Review: La Petite Maison Proves Successful As A Model For Social Dining
H Queens is an interesting building, housing some of this year’s most prolific restaurant openings. From Arbor and Ecriture to Virgilio Martinez’s debut Ichu Peru, the art-themed complex is embracing fine dining with a firm focus on the fine side. London-based La Petite Maison opened its doors last month and the restaurant has been full house ever since, with a two-week advance reservation required at the least.

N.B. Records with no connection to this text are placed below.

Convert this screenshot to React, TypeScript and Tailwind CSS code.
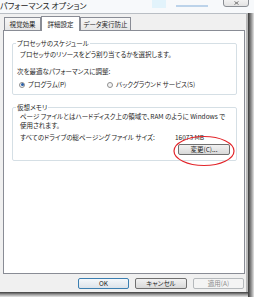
import React from "react";

const jp = "font-['Meiryo_UI','Noto_Sans_CJK_JP',sans-serif] [font-feature-settings:'palt']";

const Radio = ({ checked, label }: { checked?: boolean; label: string }) => (
  <div className="flex items-center gap-[3px]">
    <span className="w-[6px] h-[6px] rounded-full border border-[#8f8f8f] bg-[#f4f4f4] flex items-center justify-center">
      {checked && <span className="w-[3px] h-[3px] rounded-full bg-[#2a5fa8]" />}
    </span>
    <span>{label}</span>
  </div>
);

const Btn = ({ label, primary, disabled, className = "" }: { label: string; primary?: boolean; disabled?: boolean; className?: string }) => (
  <div
    className={
      "h-[11px] flex items-center justify-center rounded-[2px] border text-[6.5px] " +
      (disabled
        ? "border-[#b5b9bc] bg-[#f4f4f4] text-[#8b8b8b] "
        : primary
        ? "border-[#3c7fb1] bg-gradient-to-b from-[#f5f8fb] to-[#dde3ea] text-[#1e1e1e] "
        : "border-[#707070] bg-gradient-to-b from-[#f2f2f2] to-[#d9d9d9] text-[#1e1e1e] ") +
      className
    }
  >
    {label}
  </div>
);

export default function App() {
  return (
    <div className={"w-[254px] h-[297px] overflow-hidden bg-white flex flex-col text-[#1e1e1e] text-[6.5px] leading-[9px] " + jp}>
      {/* title bar */}
      <div className="relative h-[13px] bg-[#f7f9fb] flex items-center shrink-0">
        <span className="text-[8px] leading-[10px] text-[#222] -mt-[2px]">パフォーマンス オプション</span>
        <div className="absolute left-[152px] top-0 w-[14px] h-[8px] bg-[#e2f3fb]" />
        <div className="absolute left-[176px] top-[5px] w-[32px] h-[2px] bg-[#bcd3ea]" />
        <div className="absolute right-[5px] -top-[2px] w-[26px] h-[9px] rounded-b-[3px] border border-[#8a8e94] bg-gradient-to-b from-[#f4f4f4] to-[#e3e3e3] flex items-end justify-center pb-[1px]">
          <svg width="5" height="4" viewBox="0 0 5 4">
            <path d="M0.5 0.5 L4.5 3.5 M4.5 0.5 L0.5 3.5" stroke="#6a6a6a" strokeWidth="0.9" />
          </svg>
        </div>
      </div>

      {/* window body + right shadow */}
      <div className="flex flex-1">
        <div className="w-[248px] flex flex-col">
          <div className="h-[279px] bg-[#f0f0f0] border-t border-[#b9bec4] border-r-[2px] border-r-[#b8b8b8] flex flex-col pl-[3px] pr-[2px]">
            {/* tabs */}
            <div className="flex items-end h-[16px] pl-[1px]">
              <div className="h-[13px] w-[37px] border border-[#898c95] border-b-0 bg-gradient-to-b from-[#f6f6f6] to-[#e7e7e7] flex items-center justify-center">視覚効果</div>
              <div className="h-[15px] w-[39px] border border-[#898c95] border-b-0 -mb-[1px] bg-white flex items-center justify-center relative z-10">詳細設定</div>
              <div className="h-[13px] w-[51px] border border-[#898c95] border-b-0 bg-gradient-to-b from-[#f6f6f6] to-[#e7e7e7] flex items-center justify-center">データ実行防止</div>
            </div>

            {/* panel */}
            <div className="h-[244px] w-[242px] border border-[#898c95] bg-white flex flex-col pl-[8px]">
              <fieldset className="mt-[8px] w-[225px] border border-[#d5dfe5] rounded-[2px] pl-[6px] pb-[5px]">
                <legend className="px-[1px] -ml-[3px] h-[8px] leading-[8px]">プロセッサのスケジュール</legend>
                <div className="mt-[3px] pl-[1px]">プロセッサのリソースをどう割り当てるかを選択します。</div>
                <div className="mt-[8px] -ml-[2px]">次を最適なパフォーマンスに調整:</div>
                <div className="mt-[4px] flex">
                  <div className="w-[88px]">
                    <Radio checked label="プログラム(P)" />
                  </div>
                  <Radio label="バックグラウンド サービス(S)" />
                </div>
              </fieldset>

              <fieldset className="mt-[8px] w-[225px] h-[58px] border border-[#d5dfe5] rounded-[2px] pl-[6px]">
                <legend className="px-[1px] -ml-[3px] h-[8px] leading-[8px]">仮想メモリ</legend>
                <div className="mt-[1px] pl-[1px] leading-[9px]">
                  ページ ファイルとはハードディスク上の領域で、RAM のように Windows で
                  <br />
                  使用されます。
                </div>
                <div className="mt-[3px] pl-[1px] flex">
                  <span className="w-[155px]">すべてのドライブの総ページング ファイル サイズ:</span>
                  <span>16073 MB</span>
                </div>
                <div className="mt-[2px] flex justify-end pr-[6px]">
                  <Btn label="変更(C)..." className="w-[52px]" />
                </div>
              </fieldset>
            </div>

            {/* dialog buttons */}
            <div className="mt-[4px] flex justify-end gap-[6px]">
              <Btn label="OK" primary className="w-[51px]" />
              <Btn label="キャンセル" className="w-[52px]" />
              <Btn label="適用(A)" disabled className="w-[51px]" />
            </div>
          </div>
          {/* bottom shadow */}
          <div className="flex-1 bg-gradient-to-b from-[#3e3e3e] via-[#9a9a9a] to-[#e8e8e8]" />
        </div>
        <div className="w-[6px] bg-gradient-to-r from-[#3a3a3a] via-[#8a8a8a] to-[#e6e6e6]" />
      </div>

      {/* red annotation ellipse */}
      <svg className="absolute left-0 top-0 pointer-events-none" width="254" height="297">
        <ellipse cx="204" cy="151" rx="30" ry="14.5" fill="none" stroke="#e3262b" strokeWidth="1.2" />
      </svg>
    </div>
  );
}
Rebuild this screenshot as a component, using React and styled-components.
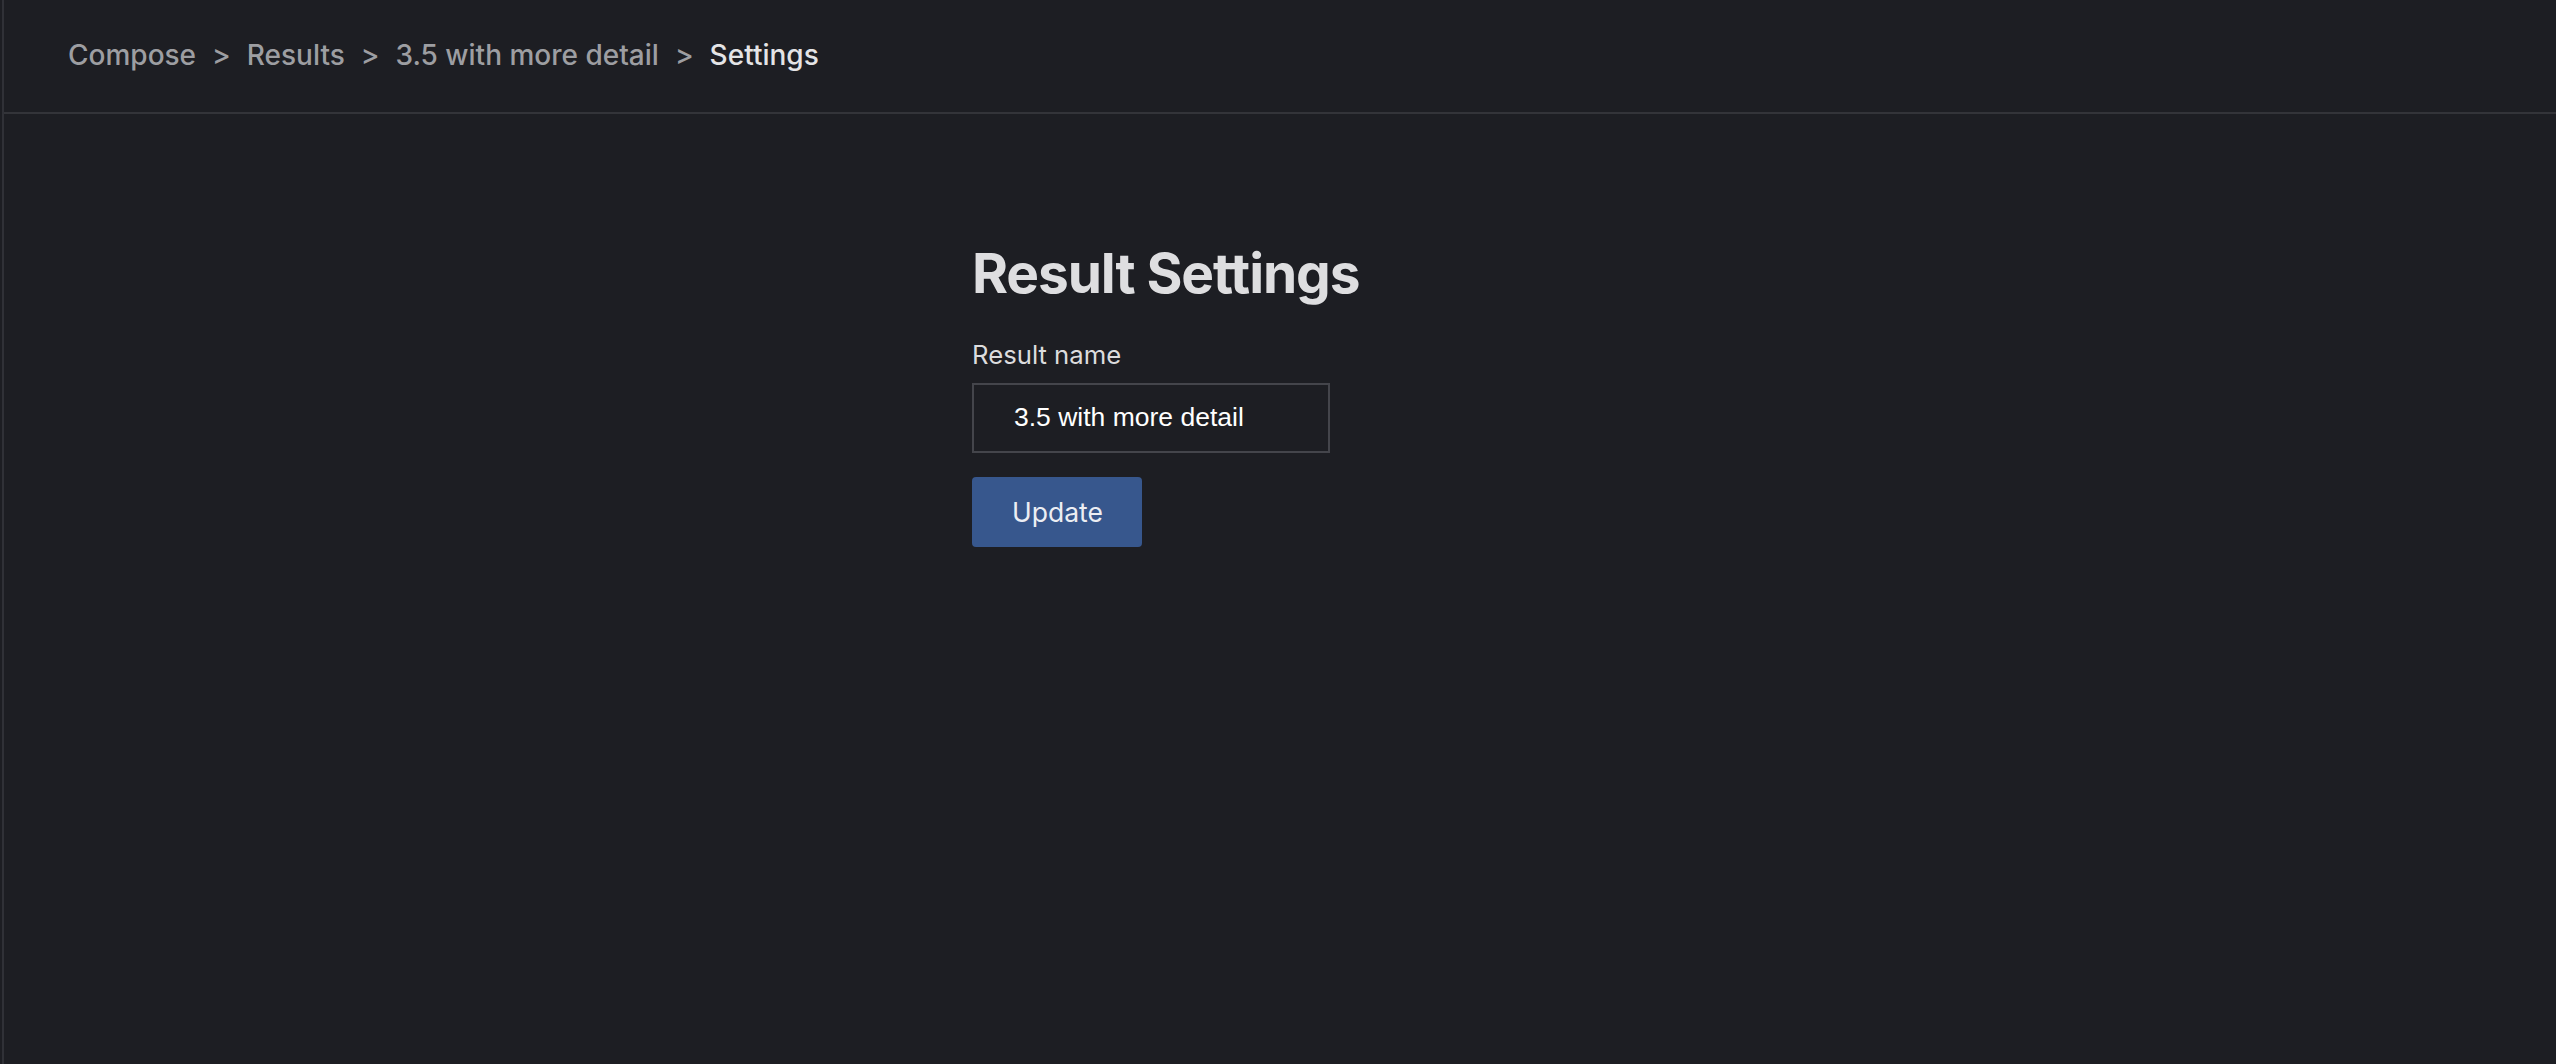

While other restaurants are accessed via H Queen’s lobby on Queen’s Road Central, the proper entrance to La Petite Maison is on Stanley Street. Past the welcoming glass doors is an expansive dining room. Tables were neatly scattered across the square space, set adjacent to a lengthy stretch of a well-stocked bar. The far end of the space lies an open kitchen station where chefs prepare last minute touches to dishes before sending them on the pass. The dining area is handsomely white, which pops when daylight streams in, while in the evening the vibe is sophisticated, complemented with dim lighting. The grey sofas set along the perimeters of the space exudes homely comfort, with beautifully curated art canvases that capture the eccentric style of 20th-century painters of the South of France and the Mediterranean region.
Specialising in French fare—Nicoise to be specific—La Petite Maison is home to a wide range of Mediterranean dishes including some of the simplest but well-executed plates from European cuisine, though most predominately French. We began our meal with pissaladiere, an onion tart with anchovies. The open-top tart featured a bread-like crust, slightly tough but uniformly thin, with a generous helping of caramelised onions filled to the rim, and topped with silvers of cured anchovies. The light brininess of the fish added complexity to the sweet onion spread, a welcoming starter for our meal ahead.
La Petite Maison showcases a large selection of seafood starters, many of which are cold plates, such as four variations on carpaccio and six on salads, but we opted for the signature warm prawns with olive oil. Halved and laid flat on the plate with the cut side down, the prawns were neatly presented in a bath of vinaigrette made simply with lemon and olive oil. The chiffonade of basil leaves add an herbaceous touch to the prawns, which had a welcoming crunch, indicating freshness. Fried courgette flowers were beautifully crisp with the batter coating as thin and light as Japanese tempura batters, adding an almost translucent, pale-gold jacket that enrobes each petal of the courgette blossoms. Sage leaves sandwiched salt-cured anchovies before they were deep-fried. An extra sprinkle of sea salt seems redundant in this case, heavily loading the crispy morsels with extra salt.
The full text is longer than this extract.